By ANDREW WILLIS, CHRISTINA PELLEGRINI
Tuesday, January 10, 2017
Newly arrived Goldman Sachs Canada Inc. CEO Jason Rowe knows that in the highly competitive investment-banking sector, he needs to differentiate his firm from rivals. And he's got a pitch ready to go.
Mr. Rowe, who was named head of the Canadian business last month after 15 years with the firm, plans to say that Goldman delivers a unique global perspective to Canadian clients.
Then the veteran tech, telecom and media banker will offer up a case study: Goldman is currently bidding to advise a Canadian company in a "unique" industry on an initial public offering, competing for this mandate with the rest of the dealers on the Street.
He says that no domestic dealer has done a deal in this sector; Goldman, on the other hand, has led five similar IPOs.
"We have a depth of knowledge on global industries that is unmatched," Mr. Rowe said Monday during an interview at Goldman's offices in Toronto, ahead of a flight to Calgary to meet oil patch clients. He said his arrival is part of "the firm's continued investment in Canada."
Goldman has Canadian offices in Toronto and Calgary and shrank its local team over the past year.
A number of foreign-based investment banks cut staff in their Canadian operations as part of global downsizing.

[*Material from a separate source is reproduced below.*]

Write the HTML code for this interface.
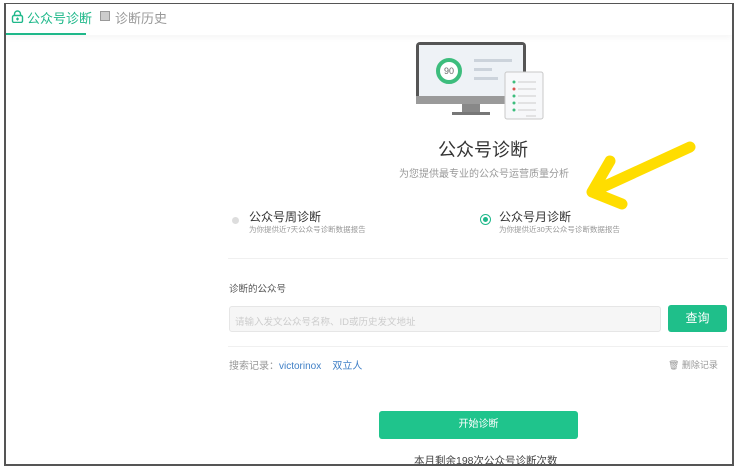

Mr. Rowe says Goldman has "several dozen" Canadian employees and while the head count will remain at this level, the firm plans to deepen coverage of sectors such as technology, financial institutions, real estate, consumer products and health care.
The commitment to Canada reflects an upbeat outlook on potential activity, as Mr. Rowe said Goldman expects to see a steady stream of M&A deals, with domestic companies investing abroad and foreign companies targeting Canadian businesses.
In 2016, Goldman Sachs ranked fifth over all in M&A advising involving a Canadian company, according to data compiled by Thomson Reuters.
The bank worked on 22 transactions last year valued at $84-billion (U.S.). Morgan Stanley, the country's top financial adviser, advised on 20 deals valued at $99-billion.
The New York-based firms, and rival investment banks, also expect to see Canadian companies continue to raise money with equity and debt financings and Mr. Rowe said Goldman will strive to earn a larger share of these underwritings. Canadian companies have traditionally looked to foreign-investment banks for approximately 10 per cent of their stock sales; the domestic dealers dominate this business.
Mr. Rowe takes the reins from former Goldman Canada CEO Peter Enns, a financial-services banker who recently announced plans to retire this spring after 21 years with the firm.
Prior to joining Goldman in 2002, Mr. Rowe was a captain in the U.S. Army, serving in an elite airborne infantry division.
He was named a partner in Goldman in October, 2016.
While Mr. Rowe will be a generalist in Canada, the first point of contact for domestic clients, he plans to put his expertise in tech banking to use by working in the "innovation" economy, with up-and-coming companies.
It's a focus that fits with the economic agenda unfolding under the federal Liberals and provincial governments.
His appointment is part of broader personnel changes that Goldman announced in midDecember to expand their regional footprint across North America.
The bank named four new investment-banking heads at offices in Seattle, Atlanta, Dallas and Toronto.